All’interno dell’Unione europea non ci possono essere norme che prevedono sentieri privilegiati per alcuni imprenditori rispetto ad altri. L’azione legale intrapresa ieri dalla Commissione europea nei confronti del Portogallo sulle concessioni balneari è un avvertimento anche alla maggioranza del governo delle corporazioni di Meloni che da tempo solletica l’idea di adeguarsi formalmente alla necessità di gare nel settore del demanio marittimo, ma favorendo in partenza gli attuali gestori.

Già a settembre l’attuale ministro delle Infrastrutture Matteo Salvini spiegava: «Per quello che mi riguarda, per il futuro le concessioni balneari devono andare a gara, garantendo però un diritto di prelazione a chi ne è adesso titolare e un’eventuale buonuscita».

Evitare la parità di diritti 

L’obiettivo è sempre lo stesso: evitare la concorrenza sostanziale e quindi la parità di diritti e restringere la possibilità di nuovi ingressi nella gestione delle spiagge, poco importa che questo possa portare un migliore o un maggiore sviluppo a favore di tutti.
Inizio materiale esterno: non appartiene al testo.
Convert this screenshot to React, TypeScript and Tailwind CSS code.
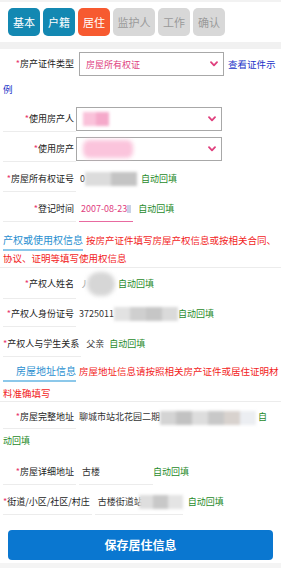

E però il caso portoghese, paradossalmente utilizzato a cadenza regolare dalla propaganda di destra e dalla lobby del settore come un esempio da seguire, racconta proprio che questo sentiero ci porta dritto verso le sanzioni europee per violazione del diritto dell’Unione. 
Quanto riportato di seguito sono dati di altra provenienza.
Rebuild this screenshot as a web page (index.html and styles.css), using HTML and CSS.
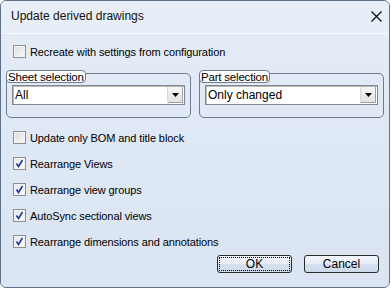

Quello inviato ieri al Portogallo è tecnicamente un “parere motivato”, cioè una delle fasi più avanzate delle azioni legali che la Commissione europea intraprende verso gli stati, dopo il parere motivato, se lo stato non prende provvedimenti correttivi, c’è il deferimento alla Corte di giustizia e al secondo deferimento arrivano le sanzioni. 

La bocciatura del Portogallo

In questo caso la Commissione è convinta che la legge portoghese che dà agli attuali titolari delle concessioni balneari «un diritto di preferenza nelle procedure di gara per il rinnovo di tali concessioni non appaia compatibile con la direttiva servizi e con la libertà di stabilimento».

La preferenza a favore degli operatori storici, infatti, «penalizzerebbe e scoraggerebbe le imprese situate in altri Stati membri dal fornire servizi balneari in Portogallo». Se un giovane italiano vuole aprire un business sulle spiagge portoghesi, in sostanza, dovrebbe partecipare a gare pubbliche alla pari degli altri perché i cittadini europei devono godere degli stessi diritti all’interno dell’Unione. 

 La legge portoghese, invece, prevede una deroga per cui gli attuali titolari possono comunicare un anno prima della fine della concessione la volontà di mantenerla e dieci giorni prima della gara devono confermare la volontà di aderire ai requisiti del bando.

La riforma italiana

La Commissione aveva richiamato lo stato a cambiare la norma una prima volta lo scorso aprile con una lettera di messa in mora, cioè la stessa procedura avviata nei confronti dell’Italia a dicembre del 2020, sono passati nove mesi e ora l’iniziativa legale è entrata nella fase successiva. Per il nostro paese, invece, l’Ue ha mostrato molta più indulgenza, lasciando all’ex premier Mario Draghi la possibilità di attendere il pronunciamento del Consiglio di stato prima di agire, scontentando la sua maggioranza composita.

Bruxelles, però, attendeva una mappatura delle concessioni entro febbraio, visto che il nostro stato non sa nemmeno con precisione quali sono i suoi beni pubblici affidati ai privati. Ora la maggioranza del governo Meloni ha deciso di rinviare di altri mesi la riforma che include anche la definizione dei criteri con cui si aggiudicano le gare. E dopo aver rinunciato o aver fallito il tentativo di prorogare le concessioni, già diversi membri del governo hanno garantito che ai vecchi titolari devono essere riconosciuti vantaggi rispetto agli altri.

Ecco, ora anche dal Portogallo ci ricordano che non si può fare e che la sfacciata azione politica in favore di una lobby e contro i diritti di tutta la cittadinanza ci porta in rotta di collisione con l’Unione europea.